UPDATE: The leading advocate in the Indiana House of Representatives for Ozdemir's Indy Eleven, State Rep. Todd Huston (R-Fishers), tells the Indianapolis Star that legislation filed in his name, HB 1108, which allows Indiana University to issue bonds for the redevelopment of Carroll Stadium into a new soccer stadium for Indy Eleven's use, was filed last week in error. That legislation would allow state and local revenues generated from the soccer team and a new hotel being developed by Ozdemir at the corner of Market and Illinois Streets to be captured to pay debt service on the stadium bonds. Indy Eleven tells The Star it is still hoping for a stadium plan approval this year, and that it is working with the Hogsett administration on those plans. Hogsett, of course, refused to investigate public corruption allegations against Ozdemir while he was federal prosecutor.

7 comments:

Anonymous said...

It's sad, but I just assume that this guy will get his publicly funded stadium because there are no elected officials in central Indiana with the courage to stand up and say that pouring money into downtown for close to forty years now has accomplished nothing. There is no urban vitality downtown, other than contrived "festivals" and "shows" that the taxpayer also finances. If not for that, there's nothing. Compared to the urban core in similar sized metros (Austin, Portland, Nashville) Indianapolis is an empty wasteland. They have nothing to show for forty years of misdirected public money. In most places, people would rightly throw them out. In Indy, people just leave and abandonment takes over. Is it just me or is this Potemkin Village downtown surrounded by a wasteland not obvious to everyone?

Anonymous said...

So are you trying to tell us Ozdemir owns Hogsett as much as he owned Ballard?

Anonymous said...

Some of your readers may wish to return to this entire article on your blog. The following is just a small portion about Todd Huston's involvement back in Feb. 2015.
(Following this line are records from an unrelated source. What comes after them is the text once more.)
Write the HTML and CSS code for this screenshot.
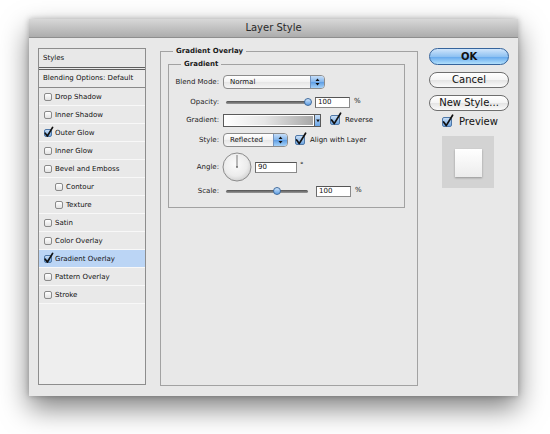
FILE: index.html
```html
<!DOCTYPE html>
<html>
  <head>
    <title>Layer Style</title>
    <link rel="stylesheet" href="styles.css">
  </head>
  <body>
    <div class="window">
      <div class="titlebar">Layer Style</div>
      <div class="content">
        <div class="list">
          <div class="head">Styles</div>
          <div class="blend">Blending Options: Default</div>
          <div class="item"><span class="cb"></span>Drop Shadow</div>
          <div class="item"><span class="cb"></span>Inner Shadow</div>
          <div class="item"><span class="cb on"><svg width="8" height="8" viewBox="0 0 8 8"><path d="M1.2 4.2 L3.4 7 L8.6 -1.6" /></svg></span>Outer Glow</div>
          <div class="item"><span class="cb"></span>Inner Glow</div>
          <div class="item"><span class="cb"></span>Bevel and Emboss</div>
          <div class="item sub"><span class="cb"></span>Contour</div>
          <div class="item sub"><span class="cb"></span>Texture</div>
          <div class="item"><span class="cb"></span>Satin</div>
          <div class="item"><span class="cb"></span>Color Overlay</div>
          <div class="item selected"><span class="cb on"><svg width="8" height="8" viewBox="0 0 8 8"><path d="M1.2 4.2 L3.4 7 L8.6 -1.6" /></svg></span>Gradient Overlay</div>
          <div class="item"><span class="cb"></span>Pattern Overlay</div>
          <div class="item"><span class="cb"></span>Stroke</div>
        </div>

        <fieldset class="group">
          <legend>Gradient Overlay</legend>
          <fieldset class="inner">
            <legend>Gradient</legend>
            <div class="form">
              <span class="label">Blend Mode:</span>
              <div class="ctl">
                <div class="select blendmode">
                  <span class="value">Normal</span>
                  <span class="step"><svg width="13" height="12" viewBox="0 0 13 12"><path d="M4.5 5 L6.5 2.5 L8.5 5 Z M4.5 7 L6.5 9.5 L8.5 7 Z" /></svg></span>
                </div>
              </div>

              <span class="label">Opacity:</span>
              <div class="ctl">
                <div class="slider"><div class="track"></div><div class="knob opacity"></div></div>
                <div class="field pct">100</div>
                <span class="unit">%</span>
              </div>

              <span class="label">Gradient:</span>
              <div class="ctl">
                <div class="grad"></div>
                <div class="grad-btn"><svg width="6" height="11" viewBox="0 0 6 11"><path d="M1.2 4.5 L4.8 4.5 L3 7.2 Z" /></svg></div>
                <span class="cb big on"><svg width="10" height="10" viewBox="0 0 10 10"><path d="M1.6 5 L4.2 8.6 L10.6 -1.8" /></svg></span>
                <span class="cb-text">Reverse</span>
              </div>

              <span class="label">Style:</span>
              <div class="ctl">
                <div class="select stylemode">
                  <span class="value">Reflected</span>
                  <span class="step"><svg width="13" height="12" viewBox="0 0 13 12"><path d="M4.5 5 L6.5 2.5 L8.5 5 Z M4.5 7 L6.5 9.5 L8.5 7 Z" /></svg></span>
                </div>
                <span class="cb big on align"><svg width="10" height="10" viewBox="0 0 10 10"><path d="M1.6 5 L4.2 8.6 L10.6 -1.8" /></svg></span>
                <span class="cb-text">Align with Layer</span>
              </div>

              <span class="label">Angle:</span>
              <div class="ctl">
                <svg class="dial" width="30" height="30" viewBox="0 0 30 30">
                  <defs>
                    <radialGradient id="dialfill" cx="0.45" cy="0.4" r="0.6">
                      <stop offset="0" stop-color="#fbfbfb" />
                      <stop offset="0.7" stop-color="#ececec" />
                      <stop offset="1" stop-color="#d2d2d2" />
                    </radialGradient>
                  </defs>
                  <circle cx="15" cy="15" r="14" fill="url(#dialfill)" stroke="#8c8c8c" stroke-width="1" />
                  <line x1="15" y1="15" x2="15" y2="3" stroke="#7a7a7a" stroke-width="1" />
                  <circle cx="15" cy="15" r="0.9" fill="#666" />
                </svg>
                <div class="field angle">90</div>
                <span class="deg">°</span>
              </div>

              <span class="label">Scale:</span>
              <div class="ctl">
                <div class="slider"><div class="track"></div><div class="knob scale"></div></div>
                <div class="field pct scalefield">100</div>
                <span class="unit">%</span>
              </div>
            </div>
          </fieldset>
        </fieldset>

        <div class="side">
          <div class="btn ok">OK</div>
          <div class="btn">Cancel</div>
          <div class="btn">New Style...</div>
          <div class="preview-row">
            <span class="cb big on"><svg width="10" height="10" viewBox="0 0 10 10"><path d="M1.6 5 L4.2 8.6 L10.6 -1.8" /></svg></span>
            <span class="preview-text">Preview</span>
          </div>
          <div class="thumb"><div class="thumb-inner"></div></div>
        </div>
      </div>
    </div>
  </body>
</html>
```

FILE: styles.css
```css
* {box-sizing: border-box;}
body {margin: 0; width: 550px; height: 434px; overflow: hidden; background: #fff; font-family: "DejaVu Sans", sans-serif; font-size: 7px; color: #111;}

.window {margin: 19px 0 0 29px; width: 489px; height: 377px; background: #e8e8e8; box-shadow: 0 12px 26px rgba(0,0,0,0.5), 0 0 6px rgba(0,0,0,0.25);}
.titlebar {height: 19px; line-height: 18px; text-align: center; font-size: 10px; color: #2a2a2a; background: linear-gradient(#d8d8d8, #acacac); border-bottom: 1px solid #8e8e8e;}
.content {display: flex; align-items: flex-start; padding: 8px 0 0 9px;}

/* style list */
.list {margin-top: 2px; width: 108px; height: 337px; border: 1px solid #8d8d8d; background: #eeeeee;}
.head {height: 21px; line-height: 18px; padding-left: 4px; background: #e8e8e8; border-bottom: 3px double #5e5e5e;}
.blend {height: 18px; line-height: 17px; padding-left: 4px; background: #ebebeb; border-bottom: 1px solid #8a8a8a;}
.item {display: flex; align-items: center; height: 18px; padding-left: 5px; background: #e9e9e9; border-bottom: 1px solid #f8f8f8;}
.item.sub {padding-left: 16px;}
.item.selected {background: #bbd5f5;}

.cb {display: inline-block; flex: none; width: 8px; height: 8px; margin-right: 3px; border: 1px solid #8a8a8a; border-radius: 2px; background: linear-gradient(#ffffff, #e2e2e2);}
.cb svg {display: block; overflow: visible; margin: -1px 0 0 -1px;}
.cb path {fill: none; stroke: #111; stroke-width: 1.7; stroke-linecap: round; stroke-linejoin: round;}
.cb.on {border-color: #4f78a8; background: linear-gradient(#c8def6, #6fa6e2);}
.cb.big {width: 10px; height: 10px; border-radius: 2px;}

/* group boxes */
fieldset {margin: 0; min-width: 0;}
legend {font-weight: bold; line-height: 10px; padding: 0 3px; color: #1a1a1a;}
.group {margin-left: 14px; width: 258px; height: 340px; padding: 3px 0 0 7px; border: 1px solid #a2a2a2;}
.group > legend {margin-left: 5px;}
.inner {width: 237px; padding: 3px 0 8px 1px; border: 1px solid #a2a2a2;}
.inner > legend {margin-left: 11px;}

.form {display: grid; grid-template-columns: 49px auto; grid-template-rows: 20px 20px 16px 23px 32px 16px; column-gap: 4px; align-items: center;}
.label {text-align: right; color: #222;}
.ctl {display: flex; align-items: center;}

.select {display: flex; height: 14px; border: 1px solid #8c8c8c; border-radius: 4px; background: linear-gradient(#ffffff, #f2f2f2 50%, #e6e6e6 51%, #f6f6f6); overflow: hidden;}
.select .value {flex: 1; line-height: 12px; padding-left: 6px;}
.select .step {width: 14px; border-left: 1px solid #7393bf; background: linear-gradient(#c6def8, #80b4ec 50%, #5d9de4 51%, #a6d2f8);}
.select .step svg {display: block;}
.select .step path {fill: #111;}
.blendmode {width: 102px;}
.stylemode {width: 65px;}

.slider {position: relative; width: 82px; height: 10px; margin-left: 3px; display: flex; align-items: center;}
.track {flex: 1; height: 3px; border-radius: 2px; background: linear-gradient(#505050, #9a9a9a);}
.knob {position: absolute; top: 1px; width: 8px; height: 8px; border-radius: 50% 50% 50% 50%; border: 1px solid #3f6b9e; background: linear-gradient(#cfe4fa, #5f9fe4);}
.knob.opacity {left: 78px;}
.knob.scale {left: 47px;}

.field {height: 11px; line-height: 9px; padding-left: 2px; background: #fff; border: 1px solid #8a8a8a; border-top-color: #555; border-left-color: #6a6a6a;}
.pct {width: 35px; margin-left: 7px;}
.scalefield {margin-left: 8px;}
.unit {margin-left: 4px; margin-top: -3px;}

.grad {width: 92px; height: 13px; border: 1px solid #5a5a5a; box-shadow: inset 0 0 0 1px #fff; background: linear-gradient(to right, #ffffff, #e6e6e6 45%, #a6a6a6);}
.grad-btn {width: 6px; height: 13px; border: 1px solid #5a5a5a; border-left: none; background: linear-gradient(#c6def8, #6aa6e8);}
.grad-btn svg {display: block;}
.grad-btn path {fill: #111;}
.grad-btn + .cb {margin-left: 9px;}
.cb-text {margin-left: 2px;}
.cb.align {margin-left: 7px;}

.dial {display: block; margin-left: -1px;}
.angle {width: 42px; margin-left: 3px;}
.deg {margin-left: 3px; align-self: flex-start; margin-top: 9px;}

/* right column */
.side {margin-left: 11px; width: 80px;}
.btn {height: 16px; margin-top: 7px; line-height: 14px; text-align: center; font-size: 10px; color: #111; border: 1px solid #6e6e6e; border-radius: 9px; background: linear-gradient(#ffffff, #f4f4f4 50%, #e4e4e4 51%, #fafafa);}
.btn.ok {height: 17px; margin-top: 2px; line-height: 15px; font-weight: bold; border-color: #36649c; background: linear-gradient(#cfe5fb, #90c2f2 50%, #62a6ec 51%, #b2e0fc);}
.preview-row {display: flex; align-items: center; margin-top: 4px; padding-left: 13px; height: 13px;}
.preview-text {margin-left: 4px; font-size: 10px;}
.thumb {margin: 8px 0 0 13px; width: 52px; height: 52px; padding: 13px 0 0 13px; background: #d3d3d3;}
.thumb-inner {width: 27px; height: 28px; background: linear-gradient(#ffffff, #ececec); box-shadow: 0 1px 2px rgba(0,0,0,0.3);}
```
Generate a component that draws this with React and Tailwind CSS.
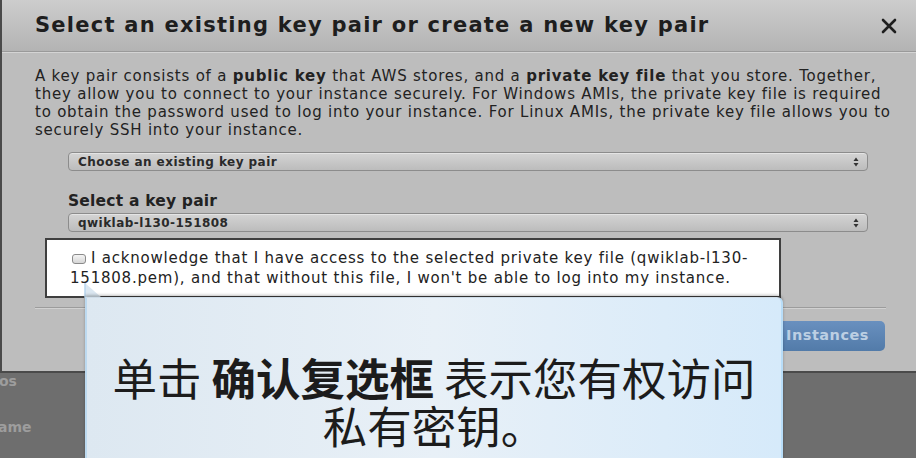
import React from "react";

const body = { fontFamily: '"DejaVu Sans", "Liberation Sans", sans-serif' };
const cjk = { fontFamily: '"Noto Sans CJK SC", "Noto Sans", sans-serif' };

function SelectBox({ children }) {
  return (
    <div className="flex h-[19px] w-[800px] items-center justify-between rounded-[4px] border border-[#8c8c8c] bg-gradient-to-b from-[#d4d4d4] to-[#bcbcbc] pl-[9px] pr-[8px] shadow-[inset_0_1px_0_rgba(255,255,255,0.4)]">
      <span className="text-[12px] font-bold leading-none tracking-[0.45px] text-[#2a2a2a]" style={body}>
        {children}
      </span>
      <svg width="6" height="10" viewBox="0 0 6 10">
        <path d="M3 0.5 L5.5 4 L0.5 4 Z" fill="#333" />
        <path d="M3 9.5 L5.5 6 L0.5 6 Z" fill="#333" />
      </svg>
    </div>
  );
}

export default function App() {
  return (
    <div className="relative flex h-[458px] w-[916px] flex-col overflow-hidden bg-[#6e6e6e]">
      {/* modal */}
      <div className="flex h-[373px] w-[916px] shrink-0 flex-col border-b-2 border-l-2 border-[#4a4a4a] bg-[#bdbdbd]">
        <div className="flex h-[52px] shrink-0 items-center justify-between border-b border-[#9a9a9a] bg-gradient-to-b from-[#cdcdcd] to-[#b3b3b3] pl-[33px] pr-[18px] shadow-[0_1px_0_rgba(255,255,255,0.35)]">
          <h1 className="whitespace-nowrap text-[21px] font-bold tracking-[1.25px] text-[#1e1e1e]" style={body}>
            Select an existing key pair or create a new key pair
          </h1>
          <svg width="18" height="18" viewBox="0 0 18 18" className="mt-[1px]">
            <path d="M3 3 L15 15 M15 3 L3 15" stroke="#1e1e1e" strokeWidth="2.6" strokeLinecap="round" />
          </svg>
        </div>

        <div className="flex flex-col pl-[33px] pr-[10px] pt-[15px]">
          <p className="whitespace-nowrap text-[15px] leading-[18px] tracking-[0.78px] text-[#222]" style={body}>
            A key pair consists of a <b>public key</b> that AWS stores, and a <b>private key file</b> that you store. Together,
            <br />
            they allow you to connect to your instance securely. For Windows AMIs, the private key file is required
            <br />
            to obtain the password used to log into your instance. For Linux AMIs, the private key file allows you to
            <br />
            securely SSH into your instance.
          </p>

          <div className="mt-[13px] pl-[33px]">
            <SelectBox>Choose an existing key pair</SelectBox>
          </div>

          <div className="mt-[21px] pl-[33px] text-[15.5px] font-bold leading-[18px] tracking-[0.2px] text-[#222]" style={body}>
            Select a key pair
          </div>
          <div className="mt-[3px] pl-[33px]">
            <SelectBox>qwiklab-l130-151808</SelectBox>
          </div>

          <div className="ml-[10px] mt-[6px] h-[60px] w-[736px] border-2 border-[#3f3f3f] bg-white pl-[23px] pt-[8px]">
            <p className="whitespace-nowrap text-[15px] leading-[20px] tracking-[0.78px] text-[#222]" style={body}>
              <span className="ml-[2px] mr-[5px] inline-block h-[10px] w-[14px] rounded-[3px] border border-[#8a8a8a] bg-gradient-to-b from-[#f4f4f4] to-[#d6d6d6] align-[-1px]" />
              I acknowledge that I have access to the selected private key file (qwiklab-l130-
              <br />
              151808.pem), and that without this file, I won't be able to log into my instance.
            </p>
          </div>

          <div className="mt-[9px] mr-[20px] h-px bg-[#9c9c9c] shadow-[0_1px_0_rgba(255,255,255,0.3)]" />

          <div className="mt-[13px] flex justify-end pr-[21px]">
            <div
              className="flex h-[30px] items-center rounded-[5px] bg-gradient-to-b from-[#6990bf] to-[#527ba9] pl-[18px] pr-[16px] text-[14.5px] font-bold tracking-[0.5px] text-[#bccfe3]"
              style={body}
            >
              Launch Instances
            </div>
          </div>
        </div>
      </div>

      {/* background page strip */}
      <div className="flex flex-col pt-[1px] text-[14px] font-bold leading-none text-[#9d9d9d]" style={body}>
        <span className="-ml-[1px]">os</span>
        <span className="mt-[32px] -ml-[2px]">ame</span>
      </div>

      {/* callout */}
      <svg className="absolute left-[84px] top-[283px]" width="20" height="16" viewBox="0 0 20 16">
        <path d="M1 0 L1 15 L18 15 Z" fill="#dbe7f1" />
        <path d="M1 0 L1 15" stroke="#b9d6ee" strokeWidth="1.5" />
      </svg>
      <div className="absolute left-[85px] top-[297px] flex h-[170px] w-[698px] flex-col items-center rounded-tr-[6px] border-l-2 border-r-2 border-t border-l-[#bcd9ef] border-r-[#b8ddf8] border-t-[#cfdde9] bg-gradient-to-r from-[#dde8f1] via-[#e8f0f7] to-[#d6eafa] pt-[55px] shadow-[0_-2px_3px_rgba(0,0,0,0.25)]">
        <div className="whitespace-nowrap text-center text-[44.5px] leading-[48px] text-[#1c1c1c]" style={cjk}>
          单击 <b className="font-bold">确认复选框</b> 表示您有权访问
          <br />
          私有密钥。
        </div>
      </div>
    </div>
  );
}
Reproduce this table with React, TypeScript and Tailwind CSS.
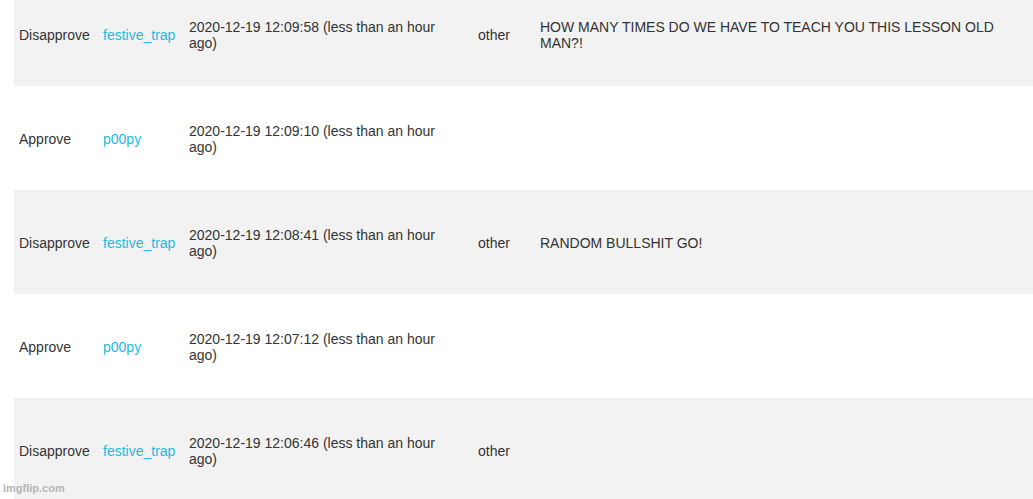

Wednesday, February 25, 2015
Retired Barnes & Thornburg Partner Unloads On Indy Eleven Soccer Stadium Deal And Former Colleagues

Tom Huston
When an Advance Indiana reader forwarded to me a column Tom Huston penned over at Indiana Policy Review's blog, I had to do a double take. Huston's scathing critique of legislation authored by his nephew, State Rep. Todd Huston (R-Fishers), to force taxpayers to finance a nearly $90 million, 18,500-seat soccer stadium for Ersal Ozdemir's Indy Eleven minor league soccer team could have been written by me, but I assure you I had no part in authoring it. Huston, a retired Barnes & Thornburg partner whose practice area focused on real estate development, had particularly harsh words for his former colleagues' role in aiding the passage of HB 1273.

State Rep. Todd Huston
Huston opens his column by telling readers not to "believe a thing you are told by its proponents or their mouthpieces at the Indianapolis Star." "They are in a Putin frame of mind, and if you are inclined to believe that the Legislature has the slightest interest in protecting taxpayers from the rapacious grip of Ersal Ozdemir and his fellow schemers, you have lost contact with reality," he writes. And that's just for starts.

Sir Hailstone said...

It's called "The Combine" - R's and D's working together to f**k you over

Anonymous said...

If Ersal wants a new stadium for his amateur soccer team there is nothing to stop him from doing so. If he does not have sufficient resources to buy land and build a new facility then he may finance through private investors or arrange for a business loan. Evidently there is no investor that believes there is profit to be made or in the fantasy that a new stadium will double attendance at an average ticket price of $29.50.
The NASL Chicago Sting averaged about 8,000 in attendance for 10 years before folding and now has the problem of finding a location in Chicago for their resurrection. The NY Red Bulls of the MLS sold their recognized Cosmos name to the NY NASL team playing at Hofstra University. The Minnesota United team is leaving the NASL.
The Chicago Fire of the MLS employed the same puppet masters as the Indy Eleven and the new $100 million stadium in Bridgeview, IL is losing 3 to 4 million $ each year in operating losses now being paid by local taxpayers. Construction bonds floated in 2005 at a cost of $134.6 million are now on the S&P watch list and rated two levels above junk. Stadium and debt has escalated to $250 million and, at best, can now be paid off by 2056.
It would seem that the Representative from Fishers may want a new stadium built in the Fishers/Carmel/Westfield area. I'd expect taxpayers in these communities would accept an additional tax burden like the $18,000 per person taken on by the citizens of Bridgeview, IL. As for me, I am sick of the stupidity in having the Marion County taxpayer holding the bag on any such a shaky, contrived, long term project.

Pete Boggs said...

The corruption class is convinced that it has lottery rights to play the public treasury...

Anonymous said...


Indy's new Boss Hog is just like the old Boss Hog. What's changed? Nothing.

Indy has the best Democrat and Republican career politicians money can buy.